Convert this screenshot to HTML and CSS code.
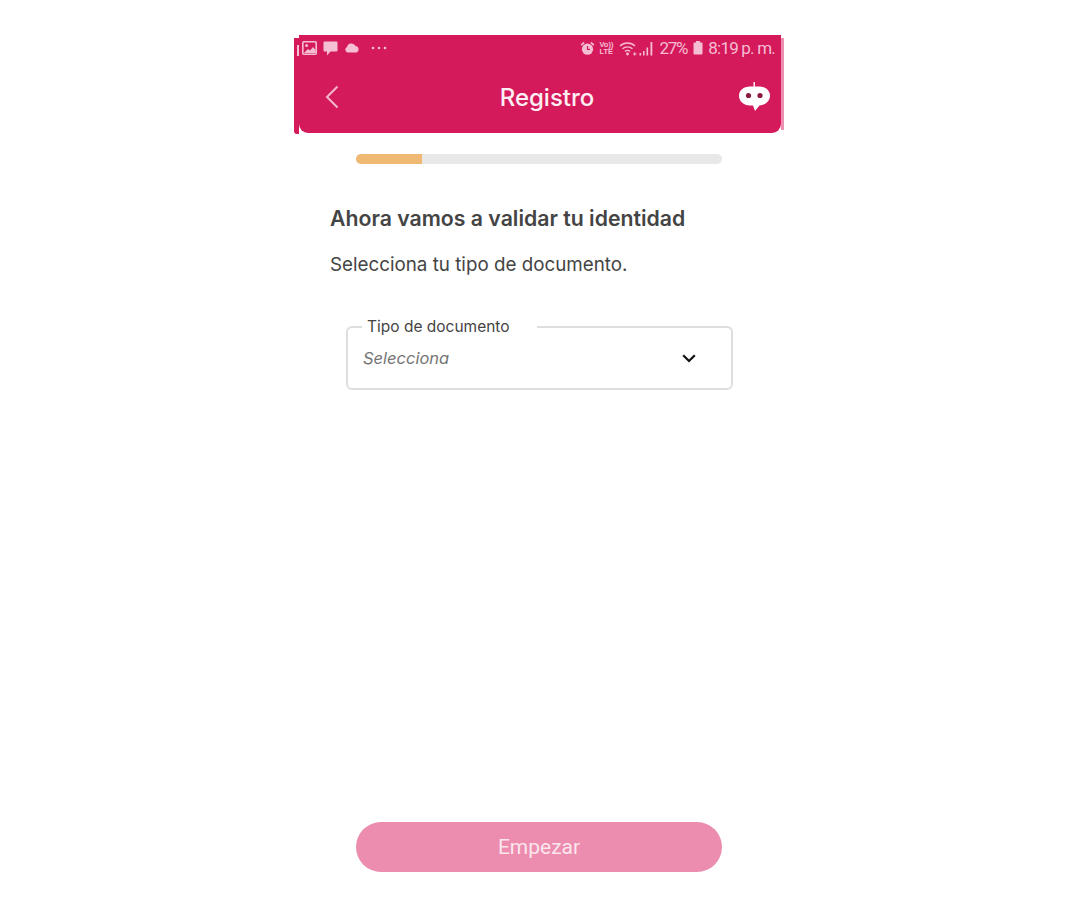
FILE: index.html
```html
<!DOCTYPE html>
<html lang="es">
<head>
    <meta charset="UTF-8">
    <meta name="viewport" content="width=device-width, initial-scale=1.0">
    <title>Registro</title>
    <link rel="stylesheet" href="styles.css">
</head>
<body>
    <div class="screen">
        <header class="app-header">
            <!-- Android status bar -->
            <div class="status-bar">
                <div class="status-left">
                    <svg width="15" height="14" viewBox="0 0 15 14"><rect x="0.8" y="0.8" width="13.4" height="12.4" rx="1" fill="none" stroke="#f6bed3" stroke-width="1.6"/><circle cx="4.6" cy="4.6" r="1.5" fill="#f6bed3"/><path d="M2 12 L6 8 L8 9.5 L11 6 L13.5 9 L13.5 12 Z" fill="#f6bed3"/></svg>
                    <svg width="15" height="15" viewBox="0 0 15 15"><path d="M1.5 0.5 H13.5 A1 1 0 0 1 14.5 1.5 V9.5 A1 1 0 0 1 13.5 10.5 H7.5 L4 14.5 V10.5 H1.5 A1 1 0 0 1 0.5 9.5 V1.5 A1 1 0 0 1 1.5 0.5 Z" fill="#f6bed3"/></svg>
                    <svg width="16" height="10" viewBox="0 0 16 10"><path d="M3.5 9.5 A3 3 0 0 1 3 3.9 A4.6 4.6 0 0 1 11.6 3 A3.4 3.4 0 0 1 12.6 9.5 Z" fill="#f6bed3"/></svg>
                    <svg class="status-dots" width="16" height="4" viewBox="0 0 16 4"><circle cx="2" cy="2" r="1.3" fill="#f6bed3"/><circle cx="8" cy="2" r="1.3" fill="#f6bed3"/><circle cx="14" cy="2" r="1.3" fill="#f6bed3"/></svg>
                </div>
                <div class="status-right">
                    <svg class="st-alarm" width="15" height="15" viewBox="0 0 15 15"><circle cx="7.5" cy="8.2" r="5.6" fill="#f6bed3"/><path d="M0.6 3.6 L3.4 0.9 L4.8 2 L1.8 4.8 Z M14.4 3.6 L11.6 0.9 L10.2 2 L13.2 4.8 Z" fill="#f6bed3"/><path d="M7.5 5 V8.4 H10" fill="none" stroke="#d51a5c" stroke-width="1.2"/></svg>
                    <span class="st-volte">Vo)) <br>LTE</span>
                    <svg class="st-wifi" width="18" height="15" viewBox="0 0 18 15"><path d="M1 5 A11 11 0 0 1 16 5 M3.5 7.8 A7.5 7.5 0 0 1 13.5 7.8 M6 10.4 A4 4 0 0 1 11 10.4" fill="none" stroke="#f6bed3" stroke-width="1.4"/><circle cx="8.5" cy="13" r="1.4" fill="#f6bed3"/><path d="M14 13 h3.5 M15.7 11.2 v3.4" stroke="#f6bed3" stroke-width="1"/></svg>
                    <svg class="st-signal" width="15" height="15" viewBox="0 0 15 15"><rect x="0.5" y="12" width="1.6" height="2.5" fill="#f6bed3"/><rect x="4" y="10" width="1.6" height="4.5" fill="#f6bed3"/><rect x="7.5" y="6.5" width="1.6" height="8" fill="#f6bed3"/><rect x="11.5" y="1" width="1.8" height="13.5" fill="#f6bed3"/></svg>
                    <span class="st-text st-pct">27%</span>
                    <svg class="st-batt" width="10" height="14" viewBox="0 0 10 14"><rect x="3" y="0" width="4" height="2" fill="#f6bed3"/><rect x="0.5" y="1.5" width="9" height="12" rx="1" fill="#f6bed3"/></svg>
                    <span class="st-text st-time">8:19 p. m.</span>
                </div>
            </div>

            <div class="title-row">
                <svg class="back-icon" width="14" height="24" viewBox="0 0 14 24"><path d="M12.5 1.5 L2 12 L12.5 22.5" fill="none" stroke="#f3b6cc" stroke-width="2"/></svg>
                <h1 class="page-title">Registro</h1>
                <svg class="bot-icon" width="31" height="30" viewBox="0 0 31 30">
                    <path d="M15.2 0 V6" stroke="#fff" stroke-width="1.4"/>
                    <path d="M11 4.5 H20 C26.5 4.5 31 8.5 31 13.5 C31 19 26.5 23 20.5 23.5 L16 29 L14 23.6 H11 C4.5 23.6 0 19 0 13.8 C0 8.5 4.5 4.5 11 4.5 Z" fill="#fff"/>
                    <circle cx="9.5" cy="13.5" r="2.6" fill="#8a1a40"/>
                    <circle cx="21" cy="13.5" r="2.6" fill="#8a1a40"/>
                </svg>
            </div>
        </header>

        <div class="progress">
            <div class="progress-fill" style="width: 18%"></div>
        </div>

        <main class="content">
            <h2 class="heading">Ahora vamos a validar tu identidad</h2>
            <p class="subtext">Selecciona tu tipo de documento.</p>

            <fieldset class="doc-field">
                <legend>Tipo de documento</legend>
                <div class="doc-select">
                    <span class="placeholder">Selecciona</span>
                    <svg width="14" height="9" viewBox="0 0 14 9"><path d="M1.2 1.2 L7 7 L12.8 1.2" fill="none" stroke="#111" stroke-width="2.2"/></svg>
                </div>
            </fieldset>
        </main>

        <button type="button" class="start-btn">Empezar</button>
    </div>
</body>
</html>
```

FILE: styles.css
```css
/* Registro screen */
* {
    box-sizing: border-box;
}

body {
    margin: 0;
    background-color: #fff;
    font-family: "Inter", "Liberation Sans", sans-serif;
    color: #444;
}

.screen {
    width: 482px;
    height: 909px;
    margin-left: 299px;
    padding-top: 35px;
}

/* Header */
.app-header {
    position: relative;
    height: 98px;
    background-color: #d51a5c;
    border-radius: 0 0 9px 9px;
}

/* Rough edges of the cropped screenshot */
.app-header::before {
    content: "";
    position: absolute;
    top: 3px;
    bottom: -1px;
    left: -5px;
    width: 5px;
    background-color: #d51a5c;
    border-radius: 0 0 0 3px;
}

.app-header::after {
    content: "";
    position: absolute;
    top: 3px;
    bottom: 3px;
    right: -3px;
    width: 3px;
    background-color: #ee8fb0;
}

.status-bar {
    position: relative;
    display: flex;
    justify-content: space-between;
    align-items: center;
    height: 26px;
    padding: 0 6px 0 3px;
}

.status-bar::before {
    content: "";
    position: absolute;
    top: 10px;
    left: -2px;
    width: 1.5px;
    height: 11px;
    background-color: #f6bed3;
}

.status-left,
.status-right {
    display: flex;
    align-items: center;
}

.status-left {
    gap: 6px;
}

.status-dots {
    margin-left: 5px;
}

.st-alarm {
    margin-right: 4px;
}

.st-volte {
    width: 18px;
    font-family: "Liberation Sans", sans-serif;
    font-size: 7.5px;
    font-weight: bold;
    line-height: 7px;
    color: #f6bed3;
    white-space: nowrap;
}

.st-wifi {
    margin-left: 2px;
}

.st-signal {
    margin-left: 2px;
}

.st-text {
    font-family: "Roboto", sans-serif;
    font-size: 17px;
    color: #f6bed3;
    white-space: nowrap;
}

.st-pct {
    margin-left: 5px;
    letter-spacing: -1.2px;
}

.st-batt {
    margin-left: 6px;
}

.st-time {
    margin-left: 5px;
    letter-spacing: -0.8px;
}

.title-row {
    display: flex;
    align-items: center;
    height: 68px;
    padding: 4px 11px 0 26px;
}

.back-icon {
    flex-shrink: 0;
}

.page-title {
    flex: 1;
    margin: 0;
    padding-left: 16px;
    font-size: 24px;
    font-weight: 500;
    text-align: center;
    color: #fdeef3;
}

.bot-icon {
    flex-shrink: 0;
}

/* Progress bar */
.progress {
    width: 366px;
    height: 10px;
    margin: 21px 0 0 57px;
    background-color: #e8e8e8;
    border-radius: 5px;
    overflow: hidden;
}

.progress-fill {
    height: 100%;
    background-color: #efb974;
}

/* Content */
.content {
    padding-left: 31px;
}

.heading {
    margin: 40px 0 0;
    font-size: 21.25px;
    font-weight: 600;
    line-height: 28px;
}

.subtext {
    margin: 20px 0 0;
    font-size: 18.8px;
    line-height: 26px;
}

.doc-field {
    width: 387px;
    height: 72px;
    margin: 40px 0 0 16px;
    padding: 0 15px;
    border: 2px solid #dedede;
    border-radius: 6px;
}

.doc-field legend {
    margin-left: -1px;
    padding: 0 27px 0 5px;
    font-size: 15.5px;
    line-height: 18px;
}

.doc-select {
    display: flex;
    justify-content: space-between;
    align-items: center;
    height: 26px;
    margin-top: 9px;
    padding-right: 20px;
}

.placeholder {
    font-size: 16.5px;
    font-style: italic;
    color: #757575;
}

/* Disabled looking button */
.start-btn {
    display: block;
    width: 366px;
    height: 50px;
    margin: 432px 0 0 57px;
    border: none;
    border-radius: 25px;
    background-color: #ec8cae;
    font-family: "Roboto", sans-serif;
    font-size: 21px;
    color: #fbe6ee;
}
```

========================================================================

_DO THIS:_ Which lines contain the word "screenshot"? Return each of them.

_THE SOLUTION:_
Convert this screenshot to HTML and CSS code.
/* Rough edges of the cropped screenshot */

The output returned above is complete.